Copy down every line where the string "components" shows up.

━━━━━ INFORMATION SHOWN

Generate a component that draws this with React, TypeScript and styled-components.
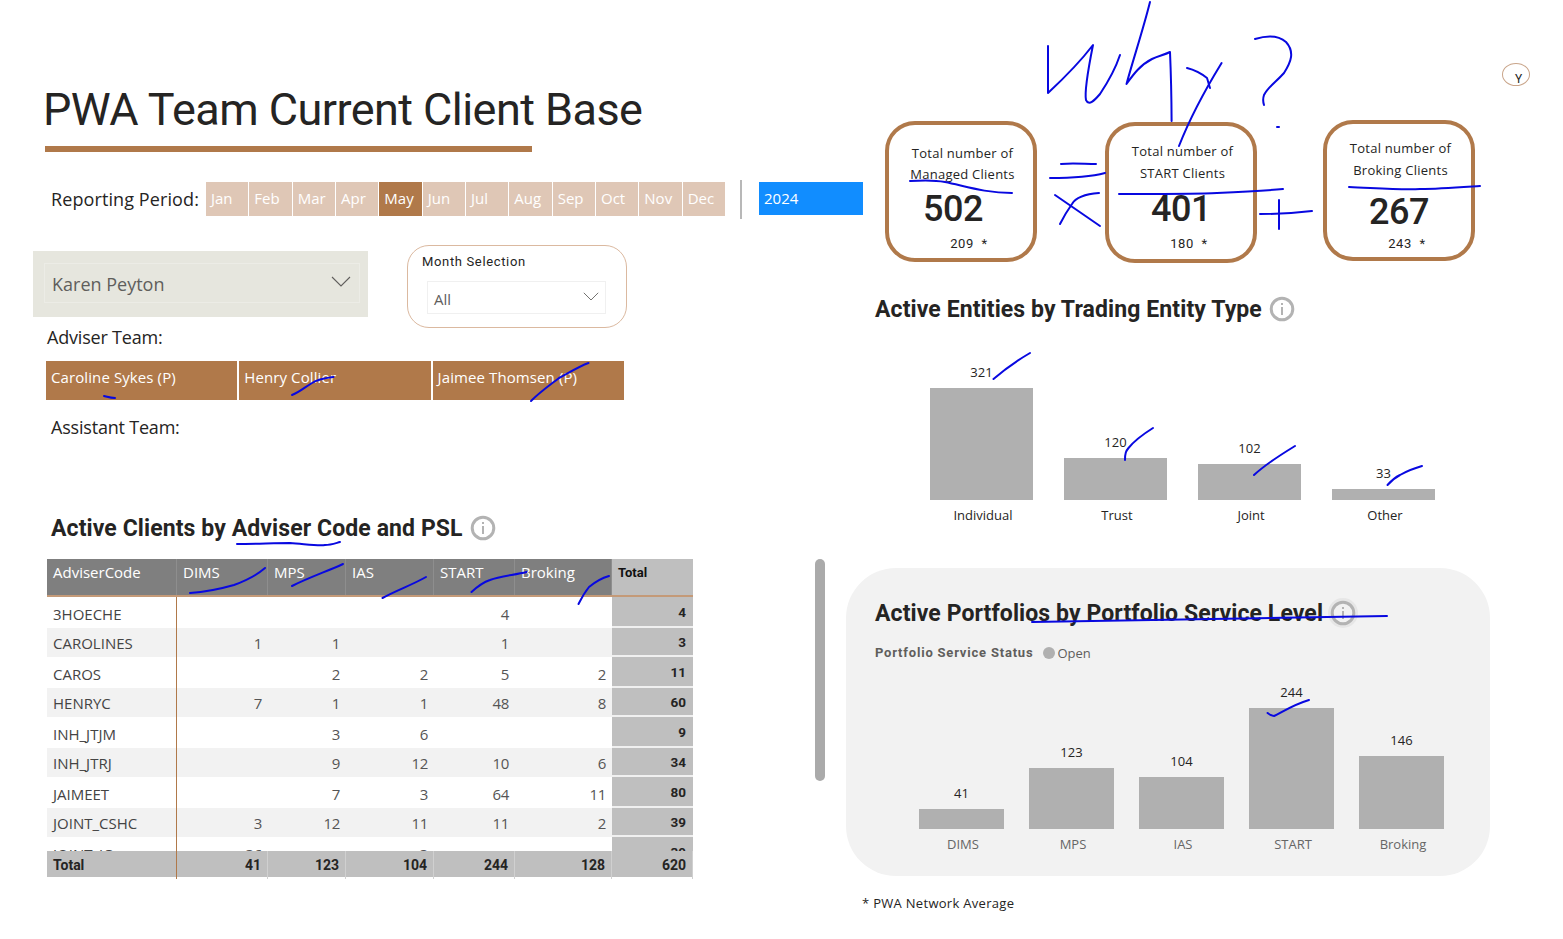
import React, { FunctionComponent } from "react";
import styled, { createGlobalStyle } from "styled-components";

const BODY = `"Open Sans", "Liberation Sans", sans-serif`;
const DIN = `Roboto, "Liberation Sans", sans-serif`;
const BROWN = "#b0794a";

const GlobalStyle = createGlobalStyle`
  html, body {
    margin: 0;
    padding: 0;
    background: #ffffff;
    overflow: hidden;
  }
  * { box-sizing: border-box; }
`;

const Page = styled.div`
  position: relative;
  width: 1563px;
  height: 939px;
  display: flex;
  font-family: ${BODY};
  color: #252423;
  overflow: hidden;
`;

const LeftColumn = styled.div`
  width: 815px;
  flex: none;
  padding-top: 82px;
`;

const Title = styled.h1`
  margin: 0 0 0 43px;
  font: 400 45px/55px ${DIN};
  letter-spacing: -0.55px;
  color: #252423;
`;

const TitleRule = styled.div`
  margin: 9px 0 0 45px;
  width: 487px;
  height: 6px;
  background: ${BROWN};
`;

const PeriodRow = styled.div`
  display: flex;
  align-items: center;
  margin: 27px 0 0 51px;
  height: 40px;
  & > * { flex: none; }
`;

const PeriodLabel = styled.div`
  width: 155px;
  font-size: 18px;
  letter-spacing: 0.1px;
`;

const MonthGrid = styled.div`
  display: grid;
  grid-template-columns: repeat(12, 1fr);
  gap: 1px;
  width: 519px;
  height: 34px;
`;

const MonthTile = styled.div<{ $on?: boolean }>`
  padding-left: 5px;
  font-size: 15px;
  line-height: 33px;
  color: #ffffff;
  background: ${(p) => (p.$on ? BROWN : "#dfc7b6")};
`;

const PeriodDivider = styled.div`
  width: 2px;
  height: 39px;
  margin: 0 17px 0 15px;
  background: #b8b8b8;
`;

const YearBox = styled.div`
  width: 104px;
  height: 33px;
  margin-bottom: 1px;
  padding-left: 5px;
  font-size: 15px;
  line-height: 32px;
  color: #ffffff;
  background: #118dff;
`;

const SelectRow = styled.div`
  display: flex;
  align-items: flex-start;
  margin: 26px 0 0 33px;
`;

const PersonSelect = styled.div`
  width: 335px;
  height: 66px;
  margin-top: 6px;
  padding: 12px 8px 14px 11px;
  background: #e6e6de;
`;

const PersonInner = styled.div`
  display: flex;
  align-items: center;
  justify-content: space-between;
  height: 40px;
  padding: 2px 8px 0 7px;
  border: 1px solid #ecece6;
  font-size: 18px;
  color: #605e5c;
  & > svg { margin-top: -6px; }
`;

const MonthCard = styled.div`
  width: 220px;
  height: 83px;
  margin-left: 39px;
  padding: 7px 14px;
  border: 1px solid #dbb9a0;
  border-radius: 22px;
`;

const MonthCardLabel = styled.div`
  font: 400 13px/17px ${DIN};
  letter-spacing: 0.65px;
  color: #252423;
`;

const MonthSelect = styled.div`
  display: flex;
  align-items: center;
  justify-content: space-between;
  height: 33px;
  margin: 11px 0 0 5px;
  width: 179px;
  padding: 3px 6px 0;
  border: 1px solid #f0f0f0;
  font-size: 15px;
  color: #605e5c;
  & > svg { margin-top: -5px; }
`;

const TeamLabel = styled.div<{ $left: number; $top: number }>`
  margin: ${(p) => p.$top}px 0 0 ${(p) => p.$left}px;
  font-size: 18px;
  line-height: 24px;
  letter-spacing: -0.2px;
`;

const TeamRow = styled.div`
  display: flex;
  gap: 2px;
  margin: 12px 0 0 46px;
`;

const TeamTile = styled.div`
  width: 191.3px;
  height: 39px;
  padding-left: 5px;
  font-size: 15px;
  line-height: 32px;
  letter-spacing: 0.1px;
  color: #ffffff;
  background: ${BROWN};
`;

const Heading = styled.h2<{ $left: number; $top: number }>`
  display: flex;
  align-items: center;
  gap: 8px;
  margin: ${(p) => p.$top}px 0 0 ${(p) => p.$left}px;
  font: 700 23px/30px ${DIN};
  letter-spacing: 0.1px;
  color: #252423;
`;

const ClientTable = styled.div`
  width: 646px;
  margin: 14px 0 0 47px;
`;

const COLUMNS = "130px 91px 78px 88px 81px 97px 81px";

const TableHead = styled.div`
  display: grid;
  grid-template-columns: ${COLUMNS};
  height: 38px;
  border-bottom: 2px solid #c49a78;
`;

const HeadCell = styled.div`
  padding-left: 6px;
  font-size: 15px;
  line-height: 27px;
  color: #ffffff;
  background: #7f7f7f;
  border-right: 1px solid #8e8e8e;
`;

const HeadTotal = styled.div`
  padding-left: 6px;
  font: 700 13px/28px ${DIN};
  color: #111111;
  background: #bfbfbf;
`;

const TableBody = styled.div`
  height: 254px;
  overflow: hidden;
`;

const BodyRow = styled.div<{ $odd: boolean }>`
  display: grid;
  grid-template-columns: ${COLUMNS};
  height: ${(p) => (p.$odd ? 29 : 31)}px;
  background: ${(p) => (p.$odd ? "#f2f2f2" : "#ffffff")};
`;

const CodeCell = styled.div<{ $odd: boolean }>`
  padding: ${(p) => (p.$odd ? 5 : 7)}px 0 0 6px;
  font-size: 15px;
  line-height: 20px;
  color: #444444;
  border-right: 1px solid ${BROWN};
`;

const NumCell = styled.div<{ $odd: boolean }>`
  padding: ${(p) => (p.$odd ? 5 : 7)}px 6px 0 0;
  font-size: 15px;
  line-height: 20px;
  text-align: right;
  letter-spacing: -0.3px;
  color: #555555;
`;

const TotalCell = styled.div<{ $odd: boolean }>`
  padding: ${(p) => (p.$odd ? 4 : 5)}px 7px 0 0;
  font: 700 13.5px/20px ${DIN};
  text-align: right;
  color: #252423;
  background: #bfbfbf;
  border-bottom: 2px solid #f0f0f0;
`;

const FootRow = styled.div`
  display: grid;
  grid-template-columns: ${COLUMNS};
  height: 26px;
  background: #bfbfbf;
`;

const FootLabel = styled.div`
  padding-left: 6px;
  font: 700 14px/28px ${DIN};
  color: #252423;
  border-right: 1px solid ${BROWN};
`;

const FootNum = styled.div`
  padding-right: 6px;
  font: 700 14px/28px ${DIN};
  text-align: right;
  color: #252423;
  border-right: 1px solid #d0d0d0;
`;

const ScrollThumb = styled.div`
  flex: none;
  width: 10px;
  height: 222px;
  margin-top: 559px;
  border-radius: 5px;
  background: #aaaaaa;
`;

const RightColumn = styled.div`
  width: 700px;
  flex: none;
  padding-left: 21px;
`;

const KpiRow = styled.div`
  display: flex;
  align-items: flex-start;
  height: 263px;
  padding: 120px 0 0 39px;
`;

const KpiCard = styled.div<{ $gap: number; $drop: number; $pad: number }>`
  display: flex;
  flex-direction: column;
  align-items: center;
  width: 152px;
  height: 141px;
  margin: ${(p) => p.$drop}px ${(p) => p.$gap}px 0 0;
  padding-top: ${(p) => p.$pad}px;
  border: 4px solid ${BROWN};
  border-radius: 30px;
`;

const KpiCaption = styled.div<{ $line: number }>`
  padding-left: 3px;
  font-size: 13px;
  line-height: ${(p) => p.$line}px;
  text-align: center;
  letter-spacing: 0.25px;
  color: #252423;
`;

const KpiValue = styled.div<{ $top: number; $offset: number }>`
  margin: ${(p) => p.$top}px ${(p) => p.$offset}px 0 0;
  font: 500 36px/42px ${DIN};
  letter-spacing: -0.5px;
  color: #252423;
`;

const KpiNote = styled.div<{ $top: number }>`
  margin-top: ${(p) => p.$top}px;
  padding-left: 16px;
  font: 400 13px/18px ${DIN};
  letter-spacing: 0.6px;
  color: #252423;
`;

const EntityChart = styled.div`
  display: flex;
  align-items: flex-end;
  gap: 31px;
  height: 172px;
  margin: 2px 0 0 84px;
`;

const EntityBar = styled.div`
  display: flex;
  flex-direction: column;
  align-items: center;
  width: 103px;
`;

const BarValue = styled.div`
  margin-bottom: 7px;
  font-size: 13px;
  line-height: 18px;
  color: #252423;
`;

const BarFill = styled.div`
  width: 100%;
  background: #b0b0b0;
`;

const EntityLabels = styled.div`
  display: flex;
  gap: 31px;
  margin: 5px 0 0 84px;
`;

const BarLabel = styled.div<{ $width: number; $muted?: boolean }>`
  width: ${(p) => p.$width}px;
  padding-left: 3px;
  font-size: 13px;
  line-height: 20px;
  text-align: center;
  color: ${(p) => (p.$muted ? "#666666" : "#252423")};
`;

const PortfolioPanel = styled.div`
  width: 644px;
  height: 308px;
  margin-top: 43px;
  padding: 30px 0 0 29px;
  border-radius: 50px;
  background: #f2f2f2;
`;

const Legend = styled.div`
  display: flex;
  align-items: center;
  margin-top: 14px;
  font-size: 13px;
  line-height: 18px;
  color: #605e5c;
`;

const LegendTitle = styled.span`
  margin-right: 10px;
  font: 700 13px/18px ${DIN};
  letter-spacing: 0.8px;
`;

const LegendDot = styled.span`
  width: 12px;
  height: 12px;
  margin-right: 2px;
  border-radius: 50%;
  background: #b0b0b0;
`;

const PortfolioChart = styled.div`
  display: flex;
  align-items: flex-end;
  gap: 25px;
  height: 153px;
  margin: 14px 0 0 44px;
`;

const PortfolioBar = styled(EntityBar)`
  width: 85px;
`;

const PortfolioLabels = styled.div`
  display: flex;
  gap: 25px;
  margin: 5px 0 0 44px;
`;

const Footnote = styled.div`
  margin: 17px 0 0 16px;
  font-size: 13px;
  line-height: 20px;
  letter-spacing: 0.3px;
  color: #252423;
`;

const ClusterBubble = styled.div`
  position: absolute;
  left: 1502px;
  top: 63px;
  width: 28px;
  height: 23px;
  padding: 8px 0 0 12px;
  border: 1px solid #c9a58a;
  border-radius: 50%;
  font: 400 12px/14px ${DIN};
  color: #252423;
`;

const Scribbles = styled.svg`
  position: absolute;
  left: 0;
  top: 0;
  pointer-events: none;
`;

const Chevron: FunctionComponent<{ size: number }> = ({ size }) => (
  <svg width={size} height={size * 0.55} viewBox="0 0 20 11" fill="none">
    <path d="M1 1l9 9 9-9" stroke="#605e5c" strokeWidth="1.1" />
  </svg>
);

const InfoIcon: FunctionComponent<{ halo?: boolean }> = ({ halo }) => (
  <svg width="32" height="32" viewBox="0 0 32 32" style={{ margin: "-1px -4px 1px" }}>
    {halo && <circle cx="16" cy="16" r="15" fill="#e6e6e6" />}
    <circle cx="16" cy="16" r="10.8" fill={halo ? "#f2f2f2" : "#ffffff"} stroke="#b3b3b3" strokeWidth="3" />
    <rect x="15" y="14" width="2" height="8" fill="#b3b3b3" />
    <rect x="15" y="10" width="2" height="2" fill="#b3b3b3" />
  </svg>
);

const months = ["Jan", "Feb", "Mar", "Apr", "May", "Jun", "Jul", "Aug", "Sep", "Oct", "Nov", "Dec"];

const rows: [string, string, string, string, string, string, string][] = [
  ["3HOECHE", "", "", "", "4", "", "4"],
  ["CAROLINES", "1", "1", "", "1", "", "3"],
  ["CAROS", "", "2", "2", "5", "2", "11"],
  ["HENRYC", "7", "1", "1", "48", "8", "60"],
  ["INH_JTJM", "", "3", "6", "", "", "9"],
  ["INH_JTRJ", "", "9", "12", "10", "6", "34"],
  ["JAIMEET", "", "7", "3", "64", "11", "80"],
  ["JOINT_CSHC", "3", "12", "11", "11", "2", "39"],
  ["JOINT_JC", "36", "", "3", "", "", "39"],
];

const kpis = [
  { top: "Managed Clients", value: "502", note: "209", gap: 68, drop: 1, pad: 18, line: 21, valueTop: 3, offset: 16, noteTop: 5 },
  { top: "START Clients", value: "401", note: "180", gap: 66, drop: 2, pad: 14, line: 22, valueTop: 4, offset: 0, noteTop: 5 },
  { top: "Broking Clients", value: "267", note: "243", gap: 0, drop: 0, pad: 13, line: 22, valueTop: 10, offset: 0, noteTop: 2 },
];

const entities = [
  { name: "Individual", value: 321, height: 112 },
  { name: "Trust", value: 120, height: 42 },
  { name: "Joint", value: 102, height: 36 },
  { name: "Other", value: 33, height: 11 },
];

const portfolios = [
  { name: "DIMS", value: 41, height: 20 },
  { name: "MPS", value: 123, height: 61 },
  { name: "IAS", value: 104, height: 52 },
  { name: "START", value: 244, height: 121 },
  { name: "Broking", value: 146, height: 73 },
];

const strokes = [
  // why ?
  "M1048 46L1048 93C1062 80 1080 62 1093 45C1089 65 1084 90 1086 100C1089 106 1094 101 1100 94C1108 82 1115 70 1120 55",
  "M1150 2C1143 30 1133 60 1126.5 84C1133 75 1140 65 1152 59C1158 56 1164 55 1170 52C1171 75 1171.5 100 1171.6 121",
  "M1187 68C1195 70 1202 74 1207 78C1208 81 1209 85 1210 88",
  "M1221.6 63C1205 90 1190 118 1179 146",
  "M1255 39C1265 36 1278 35 1286 42C1295 52 1291 62 1284 73C1276 82 1268 87 1264 95C1263 98 1263 102 1264 105",
  "M1277 127L1279 127",
  // = x +
  "M1061 164C1072 163 1085 164 1096 164",
  "M1050 178C1068 178 1090 177 1105 173",
  "M1055 195L1100 226",
  "M1099 193C1085 194 1076 197 1072 204C1067 211 1063 218 1060 224",
  "M1260 214C1280 214 1295 213 1312 211",
  "M1279 200L1279 229",
  // kpi underlines
  "M910 181C925 180 935 180 945 182C965 186 985 193 1012 193",
  "M1119 194C1160 194 1200 194 1217 193C1240 192 1262 191 1283 189",
  "M1349 187C1375 188 1400 190 1420 189C1440 189 1465 187 1480 186",
  // adviser tiles
  "M104 396C108 397 111 398 115 398",
  "M292 395C300 392 305 387 312 383C318 379 326 378 333.5 377",
  "M531 401C540 392 550 385 559 378C570 372 580 366 588.5 363",
  // table heading + header cells
  "M237 544C255 544 275 543 290 543C305 544 318 546 325 545C331 545 336 543 340 542",
  "M190 593C205 592 220 589 234 585C245 581 257 575 265 568",
  "M292 586C310 577 328 571 343 564",
  "M382.5 598C397 590 412 585 426 577",
  "M471.5 592C478 586 484 582 490 580C500 576 515 575 526.5 572",
  "M578.5 604C582 597 585 592 589 587C595 582 602 578 609 576",
  // entity bars
  "M993.5 379C1005 369 1018 360 1030 353",
  "M1125 460C1125 453 1126 451 1128.5 448C1135 440 1145 433 1153 428",
  "M1254 475C1267 463 1282 454 1295 446",
  "M1387.5 485C1392 480 1396 477 1400 475C1407 471 1415 468 1422 466",
  // portfolio panel
  "M1032 622C1090 621 1150 620 1212 619C1270 618 1330 617 1387 616",
  "M1267.6 713C1270 715 1272 716 1274 716C1282 712 1295 704 1309 700",
];

const App: FunctionComponent = () => {
  return (
    <>
      <GlobalStyle />
      <Page>
        <LeftColumn>
          <Title>PWA Team Current Client Base</Title>
          <TitleRule />
          <PeriodRow>
            <PeriodLabel>Reporting Period:</PeriodLabel>
            <MonthGrid>
              {months.map((m) => (
                <MonthTile key={m} $on={m === "May"}>{m}</MonthTile>
              ))}
            </MonthGrid>
            <PeriodDivider />
            <YearBox>2024</YearBox>
          </PeriodRow>
          <SelectRow>
            <PersonSelect>
              <PersonInner>
                Karen Peyton
                <Chevron size={20} />
              </PersonInner>
            </PersonSelect>
            <MonthCard>
              <MonthCardLabel>Month Selection</MonthCardLabel>
              <MonthSelect>
                All
                <Chevron size={16} />
              </MonthSelect>
            </MonthCard>
          </SelectRow>
          <TeamLabel $left={47} $top={-3}>Adviser Team:</TeamLabel>
          <TeamRow>
            <TeamTile>Caroline Sykes (P)</TeamTile>
            <TeamTile>Henry Collier</TeamTile>
            <TeamTile>Jaimee Thomsen (P)</TeamTile>
          </TeamRow>
          <TeamLabel $left={51} $top={15}>Assistant Team:</TeamLabel>
          <Heading $left={51} $top={74}>
            Active Clients by Adviser Code and PSL
            <InfoIcon />
          </Heading>
          <ClientTable>
            <TableHead>
              <HeadCell>AdviserCode</HeadCell>
              <HeadCell>DIMS</HeadCell>
              <HeadCell>MPS</HeadCell>
              <HeadCell>IAS</HeadCell>
              <HeadCell>START</HeadCell>
              <HeadCell>Broking</HeadCell>
              <HeadTotal>Total</HeadTotal>
            </TableHead>
            <TableBody>
              {rows.map((r, i) => {
                const odd = i % 2 === 1;
                return (
                  <BodyRow key={r[0]} $odd={odd}>
                    <CodeCell $odd={odd}>{r[0]}</CodeCell>
                    {r.slice(1, 6).map((v, j) => (
                      <NumCell key={j} $odd={odd}>{v}</NumCell>
                    ))}
                    <TotalCell $odd={odd}>{r[6]}</TotalCell>
                  </BodyRow>
                );
              })}
            </TableBody>
            <FootRow>
              <FootLabel>Total</FootLabel>
              <FootNum>41</FootNum>
              <FootNum>123</FootNum>
              <FootNum>104</FootNum>
              <FootNum>244</FootNum>
              <FootNum>128</FootNum>
              <FootNum>620</FootNum>
            </FootRow>
          </ClientTable>
        </LeftColumn>
        <ScrollThumb />
        <RightColumn>
          <KpiRow>
            {kpis.map((k) => (
              <KpiCard key={k.value} $gap={k.gap} $drop={k.drop} $pad={k.pad}>
                <KpiCaption $line={k.line}>Total number of<br />{k.top}</KpiCaption>
                <KpiValue $top={k.valueTop} $offset={k.offset}>{k.value}</KpiValue>
                <KpiNote $top={k.noteTop}>{k.note} &nbsp;*</KpiNote>
              </KpiCard>
            ))}
          </KpiRow>
          <Heading $left={29} $top={31}>
            Active Entities by Trading Entity Type
            <InfoIcon />
          </Heading>
          <EntityChart>
            {entities.map((e) => (
              <EntityBar key={e.name}>
                <BarValue>{e.value}</BarValue>
                <BarFill style={{ height: e.height }} />
              </EntityBar>
            ))}
          </EntityChart>
          <EntityLabels>
            {entities.map((e) => (
              <BarLabel key={e.name} $width={103}>{e.name}</BarLabel>
            ))}
          </EntityLabels>
          <PortfolioPanel>
            <Heading $left={0} $top={0}>
              Active Portfolios by Portfolio Service Level
              <InfoIcon halo />
            </Heading>
            <Legend>
              <LegendTitle>Portfolio Service Status</LegendTitle>
              <LegendDot />
              Open
            </Legend>
            <PortfolioChart>
              {portfolios.map((p) => (
                <PortfolioBar key={p.name}>
                  <BarValue>{p.value}</BarValue>
                  <BarFill style={{ height: p.height }} />
                </PortfolioBar>
              ))}
            </PortfolioChart>
            <PortfolioLabels>
              {portfolios.map((p) => (
                <BarLabel key={p.name} $width={85} $muted>{p.name}</BarLabel>
              ))}
            </PortfolioLabels>
          </PortfolioPanel>
          <Footnote>* PWA Network Average</Footnote>
        </RightColumn>
        <ClusterBubble>Y</ClusterBubble>
        <Scribbles width="1563" height="939" viewBox="0 0 1563 939" fill="none">
          {strokes.map((d, i) => (
            <path key={i} d={d} stroke="#0808e0" strokeWidth="2" strokeLinecap="round" strokeLinejoin="round" />
          ))}
        </Scribbles>
      </Page>
    </>
  );
};

export default App;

━━━━━━━━━━

> THE OUTPUT:
Generate a component that draws this with React, TypeScript and styled-components.
import styled, { createGlobalStyle } from "styled-components";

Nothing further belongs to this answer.